Но самая долгая и тяжелая работа, самые большие трудности были связаны у Сергея не с программой, а с организацией больных. Во-первых, ему надо было завоевать доверие Трухно и Козлова, он должен был стать для них советником, главным авторитетом, подчинить их своему влиянию. Сергею надо было изменить течение и ход их болезни, сохранив силу аффектов, растянуть их на дни, а возможно, даже недели, научиться произвольно вызывать и прекращать в любой необходимый ему момент. Чтобы добиться этого, он еще с конца ноября начинает энергично заниматься психиатрией, через Веру и Верину подругу Лену берет труды Крепелина, Кречмера, Фрейда, Ганнушкина, изучает технику общения с психическими больными и способы воздействия на них. По просьбе Сергея Вера несколько раз приходит к нему вместе с Леной, и ему после ряда консультаций с ней удается поставить и Трухно, и Козлову точный диагноз. Затем наступает следующий этап. Вера приносит ему последний фармацевтический справочник, а потом через ту же Лену достает нужные ему для Трухно и Козлова лекарства. Теперь у Сергея есть все необходимые средства, и он постепенно начинает подчинять их болезни интересам дела и организации.
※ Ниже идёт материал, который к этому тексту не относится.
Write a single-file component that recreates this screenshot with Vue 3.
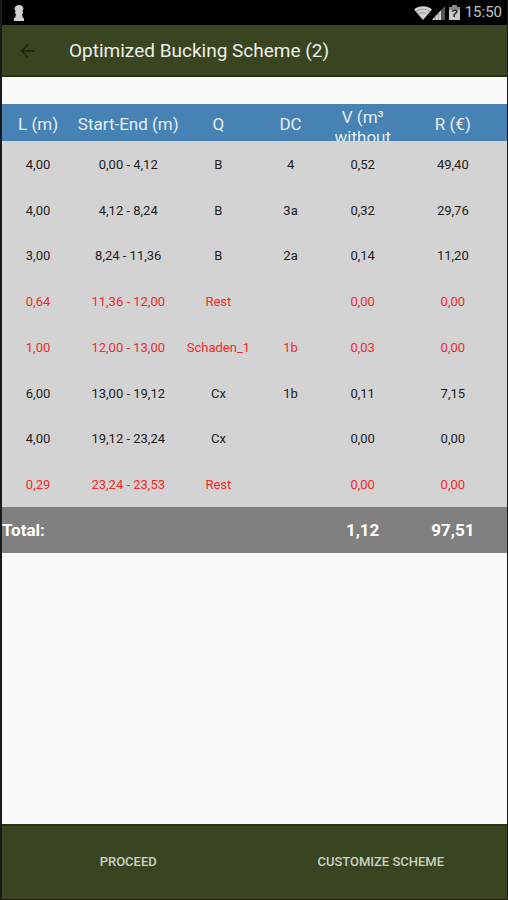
<script setup>
const columns = ['L (m)', 'Start-End (m)', 'Q', 'DC', 'V (m³ without', 'R (€)']

const rows = [
  { cells: ['4,00', '0,00 - 4,12', 'B', '4', '0,52', '49,40'] },
  { cells: ['4,00', '4,12 - 8,24', 'B', '3a', '0,32', '29,76'] },
  { cells: ['3,00', '8,24 - 11,36', 'B', '2a', '0,14', '11,20'] },
  { cells: ['0,64', '11,36 - 12,00', 'Rest', '', '0,00', '0,00'], waste: true },
  { cells: ['1,00', '12,00 - 13,00', 'Schaden_1', '1b', '0,03', '0,00'], waste: true },
  { cells: ['6,00', '13,00 - 19,12', 'Cx', '1b', '0,11', '7,15'] },
  { cells: ['4,00', '19,12 - 23,24', 'Cx', '', '0,00', '0,00'] },
  { cells: ['0,29', '23,24 - 23,53', 'Rest', '', '0,00', '0,00'], waste: true },
]
</script>

<template>
  <div class="screen">
    <div class="status">
      <svg class="keyhole" width="12" height="18" viewBox="0 0 12 18" aria-hidden="true">
        <path d="M6 1C3.600 1 1.600 2.500 1.600 4.600c0 1.100.4 1.900 1.100 2.600L1.900 8v1.300l1.200.7L2 14H1v3h10v-3h-1L8.900 10l1.200-.7V8l-.8-.8c.7-.7 1.100-1.500 1.100-2.600C10.400 2.500 8.400 1 6 1z" fill="#cfcfcf" />
      </svg>
      <div class="indicators">
        <svg width="18" height="14" viewBox="0 0 18 14" aria-hidden="true">
          <path d="M0 3.500C5 -.8 13 -.8 18 3.500L9 14z" fill="#d2d2d2" />
          <path d="M1.800 5.800C6 2.300 12 2.300 16.200 5.800M4.200 8.500c3-2.300 6.600-2.300 9.600 0" fill="none" stroke="#777" stroke-width=".7" />
        </svg>
        <svg width="13" height="14" viewBox="0 0 13 14" aria-hidden="true">
          <path d="M0 14L13 0v14z" fill="#555" />
          <path d="M0 14L9 4.300V14z" fill="#d2d2d2" />
          <path d="M3.500 9v5M6.500 6v8" stroke="#777" stroke-width=".6" />
        </svg>
        <svg class="battery" width="11" height="15" viewBox="0 0 11 15" aria-hidden="true">
          <path d="M3.500 0h4v2H11v13H0V2h3.500z" fill="#cacaca" />
          <path d="M0 2h3.500V0h4v2H11v3H0z" fill="#8b8b8b" />
          <path d="M3 6.500c2-2 5-1.500 5 .5L5.200 9.500V12" fill="none" stroke="#222" stroke-width="1.500" />
        </svg>
        <span class="clock">15:50</span>
      </div>
    </div>

    <header class="appbar">
      <button class="back" type="button" aria-label="Back">
        <svg width="16" height="16" viewBox="0 0 16 16" aria-hidden="true">
          <path d="M15 8H2M8 1.500L1.500 8 8 14.500" fill="none" stroke="#1d2610" stroke-width="1.500" />
        </svg>
      </button>
      <h1>Optimized Bucking Scheme (2)</h1>
    </header>

    <main>
      <table>
        <colgroup>
          <col class="narrow"><col class="wide"><col class="narrow">
          <col class="narrow"><col class="narrow"><col class="wide">
        </colgroup>
        <thead>
          <tr>
            <th v-for="name in columns" :key="name" scope="col">
              <div class="heading" :class="{ wrapped: name.startsWith('V') }">{{ name }}</div>
            </th>
          </tr>
        </thead>
        <tbody>
          <tr v-for="(row, i) in rows" :key="i" :class="{ waste: row.waste }">
            <td v-for="(cell, j) in row.cells" :key="j">{{ cell }}</td>
          </tr>
        </tbody>
        <tfoot>
          <tr>
            <th scope="row" colspan="4">Total:</th>
            <td>1,12</td>
            <td>97,51</td>
          </tr>
        </tfoot>
      </table>
    </main>

    <footer class="actions">
      <button type="button">PROCEED</button>
      <button type="button">CUSTOMIZE SCHEME</button>
    </footer>
  </div>
</template>

<style>
body {
  margin: 0;
  background: #18191b;
}
</style>

<style scoped>
.screen {
  box-sizing: border-box;
  min-height: 100vh;
  display: flex;
  flex-direction: column;
  border: solid #18191b;
  border-width: 0 1px 1px 2px;
  background: #fafafa;
  font-family: Roboto, "Liberation Sans", sans-serif;
}

.status {
  height: 25px;
  display: flex;
  align-items: center;
  justify-content: space-between;
  padding: 0 5px 0 11px;
  background: #000;
}

.indicators {
  display: flex;
  align-items: center;
}

.battery {
  margin: 0 5px 0 4px;
}

.clock {
  font-size: 15px;
  line-height: 27px;
  color: #c4c4c4;
}

.appbar {
  height: 52px;
  display: flex;
  align-items: center;
  gap: 25px;
  padding-left: 10px;
  box-shadow: inset 0 -2px #263310;
  background: #394420;
}

.back {
  display: grid;
  place-items: center;
  width: 32px;
  height: 32px;
  padding: 0;
  border: 0;
  background: none;
}

h1 {
  margin: 0;
  font-size: 19px;
  font-weight: 400;
  line-height: 28px;
  color: #edf0e8;
}

main {
  flex: 1;
  padding-top: 27px;
}

table {
  width: 100%;
  table-layout: fixed;
  border-collapse: collapse;
  text-align: center;
}

.narrow {
  width: 14.285%;
}

.wide {
  width: 21.43%;
}

th,
td {
  padding: 0;
}

thead {
  background: #4682b4;
  color: #e6eef6;
}

thead th {
  font-size: 17px;
  font-weight: 400;
  line-height: 20px;
}

.heading {
  box-sizing: border-box;
  height: 37px;
  display: grid;
  align-content: center;
  padding-top: 2px;
  overflow: hidden;
}

.wrapped {
  padding: 3px 8px 0;
  align-content: start;
}

tbody {
  background: #d3d3d3;
  color: #1c1c1c;
  font-size: 13px;
}

tbody tr {
  height: 46px;
}

tbody tr:nth-child(4n + 3) {
  height: 45px;
}

.waste {
  color: #f22a2a;
}

tfoot {
  background: #808080;
  color: #fff;
  font-size: 17px;
}

tfoot tr {
  height: 46px;
}

tfoot th,
tfoot td {
  font-weight: 700;
}

tfoot th {
  text-align: left;
}

.actions {
  display: flex;
  box-shadow: inset 0 2px #263310;
  background: #394420;
}

.actions button {
  flex: 1;
  height: 75px;
  padding: 0;
  border: 0;
  background: none;
  font-family: inherit;
  font-size: 13px;
  font-weight: 500;
  color: #cdd3c4;
}
</style>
Расчеты его оправдываются, и к середине февраля организация Трухно и Козлова была им уже создана, действовала и сумела поставить под свой контроль всех больных, которые лежали тогда в отделении. Хотя пока еще не была совершена ни одна акция, не был поднят ни один бунт, но уже весь персонал отделения хроников почувствовал, что с больными что-то произошло. Их реакции, направленные и на соседей по палате, и на врачей, вдруг изменились, разом стали другими, между врачами и больными возникла глухая стена, и разглядеть через нее что-нибудь было трудно. В палатах стало заметно тише, конфликты сразу, еще до вмешательства санитаров, гасли, кто-то взял на себя их права и обязанности, и, хотя прямого неповиновения не было, это было не хорошо, а плохо. Больные почти не давали поводов для избиения, и у санитаров не стало чувства правоты, так необходимого, чтобы бить беззащитного человека. То, что они видели, было впервые в их практике, санитары все больше нервничали и начали бояться. В палаты они теперь заходили редко и всегда по двое.
Тридцатого апреля, через два месяца после февральского бунта, как обычно, была устроена мена кроватей, но на этот раз она прошла мирно, без единого инцидента. На следующий день больные по приказу организации заняли свои прежние места, а еще через два дня организация нанесла санитарам ответный удар — во время ночного обхода больные устроили темную, жестоко избили их, и с этой ночи почти до лета санитары вообще не заходили в палаты. Сергей сознавал, что больными выигран только первый раунд, что скоро врачи пойдут по испытанной на воле дорожке — начнут искать и найдут среди больных информаторов, он знал это из той логики политической борьбы, которая была ему преподана в камере курганской следственной тюрьмы, и был доволен, когда его уверенность оправдалась. Он понимал, насколько уязвима созданная им организация, достаточно любому стукачу сказать врачам его имя, а тем просто выписать его или перевести в другое отделение, и сопротивление больных будет немедленно подавлено. Чтобы укрепить организацию и подчинить все отделение, включая врачей и санитаров, был только один путь — он, Сергей, должен был сыграть роль Клеточникова, как Клеточников, он должен был пойти на службу к врагам и сделаться их информатором. Тогда он бы не только заранее знал обо всех акциях, которые медперсонал готовит против больных, и смог бы предупредить удары, но сам был бы как бы конструктором этих акций, основанных единственно на его информации. Теперь Сергею нужен был человек, готовый представить его и рекомендовать в качестве больничного сексота. Сделать это мог только Левин, равно близкий и врачам, и больным. Сергей рассчитывал, что он согласится на это.
С Левиным Сергей разговаривал дважды. Первый разговор он построил как продолжение их прошлогодних летних бесед о больничных непорядках, но сразу же увидел, что Левин понимает смысл того, что сейчас происходит в больнице, догадывается о его роли, и свел разговор на нет. Второй раз они говорили тридцатого апреля. На этот раз Сергей не скрывал ничего и не сомневался, что справедливость целей, за которые они борются, убедит Левина примкнуть к ним. Но Левин не захотел его понять и помогать отказался наотрез. Сергею он сказал две вещи, которые иначе как отговорками назвать было трудно: первое — больные не должны управлять здоровыми, и второе — если зло происходит извне, тогда еще есть надежда.